# start of DATA FOR THIS EXERCISE

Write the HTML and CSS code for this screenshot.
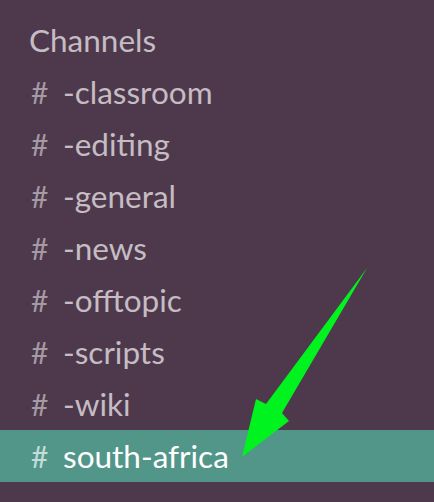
FILE: index.html
```html
<!DOCTYPE html>
<html lang="en">

<head>
    <meta charset="UTF-8">
    <meta name="viewport" content="width=device-width, initial-scale=1.0">
    <title>Channels</title>
    <link rel="stylesheet" href="styles.css">
</head>

<body>
    <div class="sidebar">
        <h2 class="title">Channels</h2>
        <ul class="channels">
            <li><span class="hash">#</span>-classroom</li>
            <li><span class="hash">#</span>-editing</li>
            <li><span class="hash">#</span>-general</li>
            <li><span class="hash">#</span>-news</li>
            <li><span class="hash">#</span>-offtopic</li>
            <li><span class="hash">#</span>-scripts</li>
            <li><span class="hash">#</span>-wiki</li>
            <li class="active"><span class="hash">#</span>south-africa</li>
        </ul>
        <!-- 箭头标注 -->
        <svg class="arrow" width="434" height="502" viewBox="0 0 434 502">
            <polygon points="367,268 282,413 289,421 242,457 256,399 266,404" fill="#00f21f" />
        </svg>
    </div>
</body>

</html>
```

FILE: styles.css
```css
* {
    margin: 0;
    padding: 0;
}

body {
    background-color: #4d394b;
    font-family: Lato, "Open Sans", sans-serif;
}

.sidebar {
    position: relative;
    width: 434px;
    height: 502px;
    overflow: hidden;
}

.title {
    height: 52px;
    line-height: 52px;
    margin-top: 14px;
    padding-left: 29px;
    font-size: 31.5px;
    font-weight: 400;
    color: #c5bcc4;
}

.channels {
    list-style-type: none;
}

.channels li {
    display: flex;
    align-items: center;
    height: 52px;
    padding-left: 31px;
    font-size: 31.5px;
    color: #c5bcc4;
}

.hash {
    width: 32px;
    font-size: 30px;
    color: #a59aa4;
}

.channels .active {
    background-color: #52968a;
    color: #fff;
}

.active .hash {
    color: #c3ddd8;
}

.arrow {
    position: absolute;
    left: 0;
    top: 0;
}
```
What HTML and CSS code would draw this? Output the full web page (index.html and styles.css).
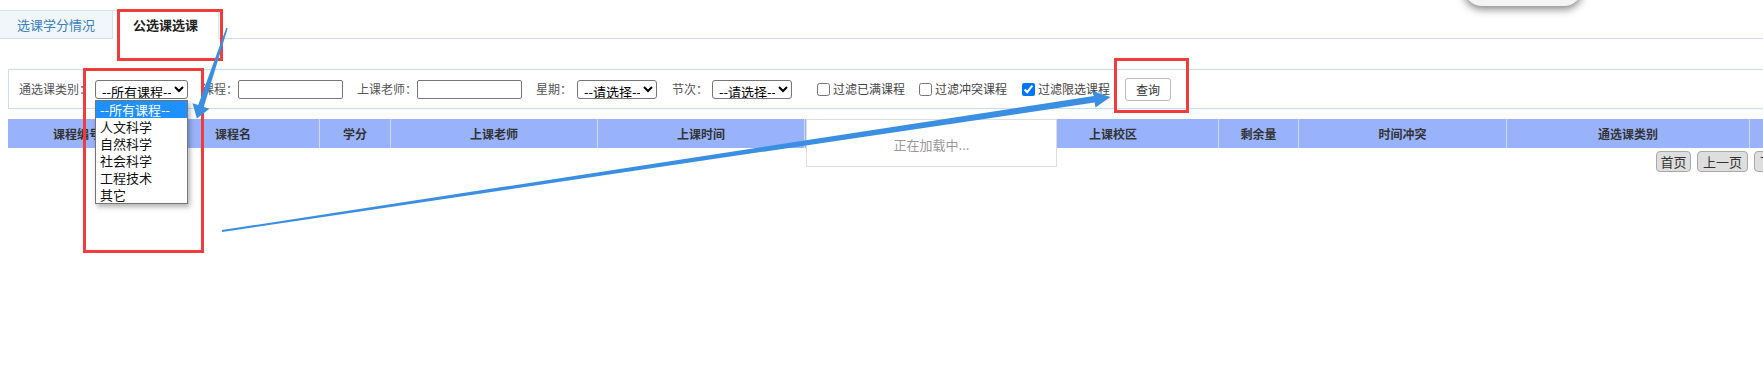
FILE: index.html
```html
<!DOCTYPE html>
<html lang="zh-CN">
<head>
<meta charset="utf-8">
<title>公选课选课</title>
<link rel="stylesheet" href="styles.css">
</head>
<body>
<div class="tabbar">
  <div class="tab">选课学分情况</div>
  <div class="tab active">公选课选课</div>
</div>

<div class="main">
  <div class="filter">
    <span class="lbl">通选课类别：</span>
    <span class="sel-wrap">
      <select class="sel sel-type"><option>--所有课程--</option></select>
      <ul class="dropdown">
        <li class="on">--所有课程--</li>
        <li>人文科学</li>
        <li>自然科学</li>
        <li>社会科学</li>
        <li>工程技术</li>
        <li>其它</li>
      </ul>
    </span>
    <span class="lbl lbl-course">课程：</span><input class="txt" type="text">
    <span class="lbl lbl-teacher">上课老师：</span><input class="txt" type="text">
    <span class="lbl lbl-week">星期：</span><select class="sel sel-sm sel-week"><option>--请选择--</option></select>
    <span class="lbl lbl-sec">节次：</span><select class="sel sel-sm sel-sec"><option>--请选择--</option></select>
    <label class="chk chk-1"><input type="checkbox">过滤已满课程</label>
    <label class="chk chk-2"><input type="checkbox">过滤冲突课程</label>
    <label class="chk chk-3"><input type="checkbox" checked>过滤限选课程</label>
    <button class="btn" type="button">查询</button>
  </div>

  <div class="grid-wrap">
    <div class="grid-head">
      <div class="th c1">课程编号</div>
      <div class="th c2">课程名</div>
      <div class="th c3">学分</div>
      <div class="th c4">上课老师</div>
      <div class="th c5">上课时间</div>
      <div class="th c6"></div>
      <div class="th c7">上课校区</div>
      <div class="th c8">剩余量</div>
      <div class="th c9">时间冲突</div>
      <div class="th c10">通选课类别</div>
      <div class="th c11">操作</div>
    </div>
    <div class="loading">正在加载中...</div>
  </div>

  <div class="pager">
    <button class="pbtn w2" type="button">首页</button>
    <button class="pbtn w3" type="button">上一页</button>
    <button class="pbtn w3" type="button">下一页</button>
    <button class="pbtn w2" type="button">尾页</button>
  </div>
</div>

<div class="float-widget"><span class="fw-circle"></span></div>

<div class="mark mark-1"></div>
<div class="mark mark-2"></div>
<div class="mark mark-3"></div>

<svg class="arrows" width="1763" height="389" viewBox="0 0 1763 389" xmlns="http://www.w3.org/2000/svg">
  <polygon fill="#3b8fe2" points="227.7,28.2 226.3,27.8 198.2,105.1 192.5,103.2 196.9,118.6 209.5,108.8 203.8,107"/>
  <polygon fill="#3b8fe2" points="222.1,231.9 221.9,230.1 1093.8,96.1 1092.8,91.2 1110.5,97 1095.5,107.6 1094.6,102.6"/>
</svg>
</body>
</html>
```

FILE: styles.css
```css
html, body {
  margin: 0;
  padding: 0;
  background: #fff;
  overflow: hidden;
}
body {
  position: relative;
  width: 1763px;
  height: 389px;
  font-family: "Noto Sans CJK SC", "Microsoft YaHei", sans-serif;
  font-size: 12px;
  color: #333;
}

/* tabs */
.tabbar {
  display: flex;
  align-items: flex-end;
  height: 38px;
  border-bottom: 1px solid #c8ddef;
  box-sizing: content-box;
}
.tab {
  box-sizing: border-box;
  height: 28px;
  line-height: 27px;
  font-size: 13px;
  text-align: center;
}
.tab:first-child {
  width: 113px;
  background: #f1f6fb;
  color: #3b7fc0;
  border-top: 1px solid #d7e5f1;
  border-right: 1px solid #d7e5f1;
}
.tab.active {
  width: 106px;
  height: 29px;
  margin-bottom: -1px;
  background: #fff;
  color: #222;
  font-weight: bold;
  border-top: 1px solid #d7e5f1;
  border-right: 1px solid #d7e5f1;
}

/* main */
.main {
  width: 1838px;
  margin: 30px 0 0 8px;
}

.filter {
  display: flex;
  align-items: center;
  box-sizing: border-box;
  height: 40px;
  padding-left: 10px;
  border: 1px solid #c8def0;
  white-space: nowrap;
}
.lbl {
  color: #555;
  font-size: 12px;
  line-height: 16px;
}
.sel-wrap {
  position: relative;
  margin-left: 4px;
  display: flex;
}
.sel {
  box-sizing: border-box;
  height: 19px;
  font-family: "Noto Sans CJK SC", sans-serif;
  font-size: 13px;
  line-height: 15px;
  color: #000;
  border: 1px solid #767676;
  border-radius: 3px;
  background: #fff;
  padding: 0 0 0 2px;
  margin: 0;
}
.sel-type { width: 93px; }
.sel-sm { width: 80px; }
.sel-week { margin-left: 5px; }
.sel-sec { margin-left: 4px; }

.dropdown {
  position: absolute;
  left: 0;
  top: 20px;
  width: 93px;
  margin: 0;
  padding: 0;
  list-style: none;
  box-sizing: border-box;
  background: #fff;
  border: 1px solid #767676;
  box-shadow: 2px 3px 5px rgba(0, 0, 0, 0.3);
  z-index: 5;
}
.dropdown li {
  height: 17px;
  line-height: 17px;
  padding-left: 4px;
  font-size: 13px;
  color: #111;
}
.dropdown li.on {
  background: #1e90ff;
  color: #fff;
}

.lbl-course { margin-left: 14px; }
.lbl-teacher { margin-left: 14px; }
.lbl-week { margin-left: 14px; }
.lbl-sec { margin-left: 15px; }

.txt {
  box-sizing: border-box;
  width: 105px;
  height: 19px;
  margin: 0;
  padding: 0 3px;
  border: 1px solid #767676;
  border-radius: 2px;
  background: #fff;
}

.chk {
  display: flex;
  align-items: center;
  color: #444;
  font-size: 12px;
  line-height: 16px;
}
.chk input {
  width: 13px;
  height: 13px;
  margin: 0 3px 0 0;
}
.chk-1 { margin-left: 25px; }
.chk-2 { margin-left: 14px; }
.chk-3 { margin-left: 15px; }

.btn {
  box-sizing: border-box;
  width: 46px;
  height: 23px;
  margin-left: 15px;
  padding: 0;
  font-family: "Noto Sans CJK SC", sans-serif;
  font-size: 12px;
  color: #333;
  background: #fff;
  border: 1px solid #bbb;
  border-radius: 3px;
}

/* grid */
.grid-wrap {
  position: relative;
  margin-top: 10px;
}
.grid-head {
  display: flex;
  height: 29px;
  background: #98b3fc;
}
.th {
  box-sizing: border-box;
  flex: none;
  border-left: 1px solid #d3dbee;
  font-weight: bold;
  font-size: 12px;
  line-height: 29px;
  text-align: center;
  color: #333;
}
.th.c1 { width: 138px; border-left: 0; }
.th.c2 { width: 173px; }
.th.c3 { width: 71px; }
.th.c4 { width: 207px; }
.th.c5 { width: 207px; }
.th.c6 { width: 203px; }
.th.c7 { width: 211px; }
.th.c8 { width: 80px; }
.th.c9 { width: 208px; }
.th.c10 { width: 243px; }
.th.c11 { width: 97px; }

.loading {
  position: absolute;
  left: 798px;
  top: 0;
  box-sizing: border-box;
  width: 251px;
  height: 48px;
  padding-top: 3px;
  background: #fff;
  border: 1px solid #ddd;
  color: #999;
  font-size: 13px;
  display: flex;
  align-items: center;
  justify-content: center;
}

.pager {
  display: flex;
  justify-content: flex-end;
  gap: 6px;
  margin-top: 3px;
}
.pbtn {
  box-sizing: border-box;
  height: 21px;
  padding: 0;
  font-family: "Noto Sans CJK SC", sans-serif;
  font-size: 13px;
  line-height: 19px;
  color: #333;
  background: #dedede;
  border: 1px solid #a9a9a9;
  border-radius: 4px;
}
.pbtn.w2 { width: 35px; }
.pbtn.w3 { width: 51px; }

/* floating widget at the top edge */
.float-widget {
  position: absolute;
  left: 1464px;
  top: -31px;
  width: 118px;
  height: 37px;
  border-radius: 18px;
  background: #f4f4f4;
  box-shadow: 0 3px 8px rgba(0, 0, 0, 0.5);
}
.fw-circle {
  position: absolute;
  left: 9px;
  top: 7px;
  width: 24px;
  height: 24px;
  box-sizing: border-box;
  border: 2px solid #9a9a9a;
  border-radius: 50%;
  background: #fff;
}

/* annotation marks */
.mark {
  position: absolute;
  box-sizing: border-box;
  border: 3px solid #f23b3b;
  z-index: 10;
}
.mark-1 { left: 117px; top: 9px; width: 106px; height: 52px; }
.mark-2 { left: 83px; top: 68px; width: 121px; height: 185px; }
.mark-3 { left: 1114px; top: 58px; width: 75px; height: 55px; }

.arrows {
  position: absolute;
  left: 0;
  top: 0;
  z-index: 11;
  pointer-events: none;
}
```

# end of DATA FOR THIS EXERCISE

▶ [THE REQUEST]
Pull out every line containing "styles".

▶ [SOLVED PROBLEM]
    <link rel="stylesheet" href="styles.css">
FILE: styles.css
What HTML and CSS code would draw this? Output the full web page (index.html and styles.css).
<link rel="stylesheet" href="styles.css">
FILE: styles.css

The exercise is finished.